┌──

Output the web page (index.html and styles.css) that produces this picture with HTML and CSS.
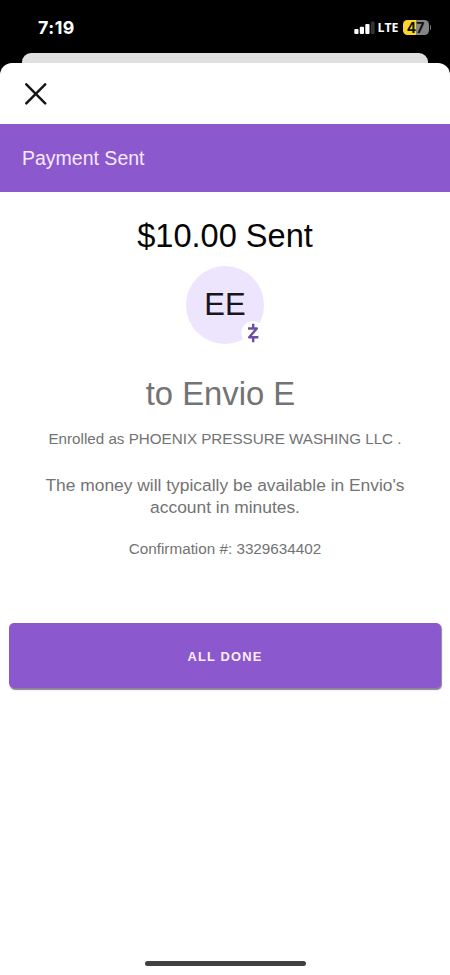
FILE: index.html
```
<!DOCTYPE html>
<html lang="en">
<head>
<meta charset="utf-8">
<title>Payment Sent</title>
<link rel="stylesheet" href="styles.css">
</head>
<body>
<header class="status">
  <span class="time">7:19</span>
  <div class="indicators">
    <svg class="signal" width="21" height="13" viewBox="0 0 21 13"><g fill="#fff"><rect x="0.3" y="8" width="4.2" height="5" rx="1"/><rect x="5.8" y="5.7" width="4.2" height="7.3" rx="1"/><rect x="11.3" y="3" width="4.2" height="10" rx="1"/></g><rect x="16.8" y="0.5" width="3.8" height="12.5" rx="1" fill="#333"/></svg>
    <span class="lte">LTE</span>
    <span class="battery">47</span>
    <span class="battery-tip"></span>
  </div>
</header>
<div class="behind"></div>
<main class="sheet">
  <div class="close-row">
    <svg width="22" height="22" viewBox="0 0 22 22"><path d="M1.3 1.3 20.2 20.4M20.2 1.3 1.3 20.4" stroke="#161616" stroke-width="2.5" stroke-linecap="round"/></svg>
  </div>
  <div class="banner"><span>Payment Sent</span></div>
  <h1 class="amount"><span>$10.00 Sent</span></h1>
  <div class="avatar"><span>EE</span>
    <svg class="badge" width="24" height="24" viewBox="0 0 24 24"><circle cx="12" cy="12" r="11.7" fill="#fff"/><path d="M7 7.5H15.8L8.2 16.3H17.4M12.2 2.8V7.5M12.2 16.3V21.2" fill="none" stroke="#6b4fa5" stroke-width="2.4" stroke-linejoin="round"/></svg>
  </div>
  <h2 class="recipient"><span>to Envio E</span></h2>
  <p class="enrolled"><span>Enrolled as PHOENIX PRESSURE WASHING LLC .</span></p>
  <p class="note"><span>The money will typically be available in Envio's<br>account in minutes.</span></p>
  <p class="confirm"><span>Confirmation #: 3329634402</span></p>
  <button class="done">ALL DONE</button>
  <div class="home"></div>
</main>
</body>
</html>
```
FILE: styles.css
```
* { box-sizing: border-box; }
body { margin: 0; width: 450px; height: 975px; overflow: hidden; background: #000; font-family: "Liberation Sans", Arial, sans-serif; display: flex; flex-direction: column; }
.status { height: 53px; flex: none; display: flex; justify-content: space-between; align-items: flex-start; padding: 0 19px 0 38px; color: #fff; font-family: Inter, sans-serif; }
.time { font-size: 17.8px; font-weight: 700; line-height: 20px; margin-top: 18px; letter-spacing: 0.5px; }
.indicators { display: flex; align-items: center; height: 16px; margin-top: 19px; }
.signal { margin-top: 0; }
.lte { font-size: 12.3px; font-weight: 700; margin: 1px 4px 0 3px; font-family: "Open Sans", sans-serif; line-height: 16px; }
.battery { width: 26px; height: 15px; border-radius: 4.5px; background: linear-gradient(90deg, #f9d62c 0 50%, #858585 50%); color: #111; font-size: 14px; font-weight: 700; line-height: 15px; text-align: center; }
.battery-tip { width: 1.5px; height: 5px; margin-left: 1px; border-radius: 0 2px 2px 0; background: #777; }
.behind { height: 10px; flex: none; margin: 0 22px; border-radius: 9px 9px 0 0; background: #e0e0e0; }
.sheet { flex: 1; background: #fff; border-radius: 12px 12px 0 0; display: flex; flex-direction: column; align-items: center; color: #737373; }
.close-row { width: 100%; height: 61px; padding: 20px 0 0 25px; flex: none; }
.close-row svg { display: block; }
.banner { width: 100%; height: 68px; padding-left: 22px; line-height: 68px; background: #8b58cd; color: #f7e9ff; font-size: 19.5px; flex: none; }
h1, h2, p { margin: 0; font-weight: 400; text-align: center; flex: none; }
.amount { margin-top: 24px; font-size: 32.6px; line-height: 40px; color: #050505; }
.avatar { position: relative; width: 78px; height: 78px; margin-top: 10px; border-radius: 50%; background: #ede4fd; color: #18151e; font-size: 31px; line-height: 78px; text-align: center; flex: none; }
.badge { position: absolute; left: 55px; top: 55px; }
.recipient { margin-top: 30px; padding-right: 9px; font-size: 32.8px; line-height: 40px; }
.enrolled { margin-top: 15px; font-size: 15.2px; line-height: 20px; }
.note { margin-top: 25px; font-size: 17.4px; line-height: 22px; }
.confirm { margin-top: 21px; font-size: 15.25px; line-height: 20px; }
.done { width: 432px; height: 65px; margin-top: 64px; padding: 1px 0 0; border: 0; border-radius: 5px; background: #8b58cd; box-shadow: 1px 1.5px 1px #8d8298; color: #fcedff; font: 700 12.9px "Liberation Sans", Arial, sans-serif; letter-spacing: 1.2px; flex: none; }
.home { width: 161px; height: 5px; margin: auto 0 9px; border-radius: 3px; background: #414141; flex: none; }
```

└──

Without including any pictures, reproduce the listing exactly.

Output the web page (index.html and styles.css) that produces this picture with HTML and CSS.
FILE: index.html
```
<!DOCTYPE html>
<html lang="en">
<head>
<meta charset="utf-8">
<title>Payment Sent</title>
<link rel="stylesheet" href="styles.css">
</head>
<body>
<header class="status">
  <span class="time">7:19</span>
  <div class="indicators">
    <svg class="signal" width="21" height="13" viewBox="0 0 21 13"><g fill="#fff"><rect x="0.3" y="8" width="4.2" height="5" rx="1"/><rect x="5.8" y="5.7" width="4.2" height="7.3" rx="1"/><rect x="11.3" y="3" width="4.2" height="10" rx="1"/></g><rect x="16.8" y="0.5" width="3.8" height="12.5" rx="1" fill="#333"/></svg>
    <span class="lte">LTE</span>
    <span class="battery">47</span>
    <span class="battery-tip"></span>
  </div>
</header>
<div class="behind"></div>
<main class="sheet">
  <div class="close-row">
    <svg width="22" height="22" viewBox="0 0 22 22"><path d="M1.3 1.3 20.2 20.4M20.2 1.3 1.3 20.4" stroke="#161616" stroke-width="2.5" stroke-linecap="round"/></svg>
  </div>
  <div class="banner"><span>Payment Sent</span></div>
  <h1 class="amount"><span>$10.00 Sent</span></h1>
  <div class="avatar"><span>EE</span>
    <svg class="badge" width="24" height="24" viewBox="0 0 24 24"><circle cx="12" cy="12" r="11.7" fill="#fff"/><path d="M7 7.5H15.8L8.2 16.3H17.4M12.2 2.8V7.5M12.2 16.3V21.2" fill="none" stroke="#6b4fa5" stroke-width="2.4" stroke-linejoin="round"/></svg>
  </div>
  <h2 class="recipient"><span>to Envio E</span></h2>
  <p class="enrolled"><span>Enrolled as PHOENIX PRESSURE WASHING LLC .</span></p>
  <p class="note"><span>The money will typically be available in Envio's<br>account in minutes.</span></p>
  <p class="confirm"><span>Confirmation #: 3329634402</span></p>
  <button class="done">ALL DONE</button>
  <div class="home"></div>
</main>
</body>
</html>
```
FILE: styles.css
```
* { box-sizing: border-box; }
body { margin: 0; width: 450px; height: 975px; overflow: hidden; background: #000; font-family: "Liberation Sans", Arial, sans-serif; display: flex; flex-direction: column; }
.status { height: 53px; flex: none; display: flex; justify-content: space-between; align-items: flex-start; padding: 0 19px 0 38px; color: #fff; font-family: Inter, sans-serif; }
.time { font-size: 17.8px; font-weight: 700; line-height: 20px; margin-top: 18px; letter-spacing: 0.5px; }
.indicators { display: flex; align-items: center; height: 16px; margin-top: 19px; }
.signal { margin-top: 0; }
.lte { font-size: 12.3px; font-weight: 700; margin: 1px 4px 0 3px; font-family: "Open Sans", sans-serif; line-height: 16px; }
.battery { width: 26px; height: 15px; border-radius: 4.5px; background: linear-gradient(90deg, #f9d62c 0 50%, #858585 50%); color: #111; font-size: 14px; font-weight: 700; line-height: 15px; text-align: center; }
.battery-tip { width: 1.5px; height: 5px; margin-left: 1px; border-radius: 0 2px 2px 0; background: #777; }
.behind { height: 10px; flex: none; margin: 0 22px; border-radius: 9px 9px 0 0; background: #e0e0e0; }
.sheet { flex: 1; background: #fff; border-radius: 12px 12px 0 0; display: flex; flex-direction: column; align-items: center; color: #737373; }
.close-row { width: 100%; height: 61px; padding: 20px 0 0 25px; flex: none; }
.close-row svg { display: block; }
.banner { width: 100%; height: 68px; padding-left: 22px; line-height: 68px; background: #8b58cd; color: #f7e9ff; font-size: 19.5px; flex: none; }
h1, h2, p { margin: 0; font-weight: 400; text-align: center; flex: none; }
.amount { margin-top: 24px; font-size: 32.6px; line-height: 40px; color: #050505; }
.avatar { position: relative; width: 78px; height: 78px; margin-top: 10px; border-radius: 50%; background: #ede4fd; color: #18151e; font-size: 31px; line-height: 78px; text-align: center; flex: none; }
.badge { position: absolute; left: 55px; top: 55px; }
.recipient { margin-top: 30px; padding-right: 9px; font-size: 32.8px; line-height: 40px; }
.enrolled { margin-top: 15px; font-size: 15.2px; line-height: 20px; }
.note { margin-top: 25px; font-size: 17.4px; line-height: 22px; }
.confirm { margin-top: 21px; font-size: 15.25px; line-height: 20px; }
.done { width: 432px; height: 65px; margin-top: 64px; padding: 1px 0 0; border: 0; border-radius: 5px; background: #8b58cd; box-shadow: 1px 1.5px 1px #8d8298; color: #fcedff; font: 700 12.9px "Liberation Sans", Arial, sans-serif; letter-spacing: 1.2px; flex: none; }
.home { width: 161px; height: 5px; margin: auto 0 9px; border-radius: 3px; background: #414141; flex: none; }
```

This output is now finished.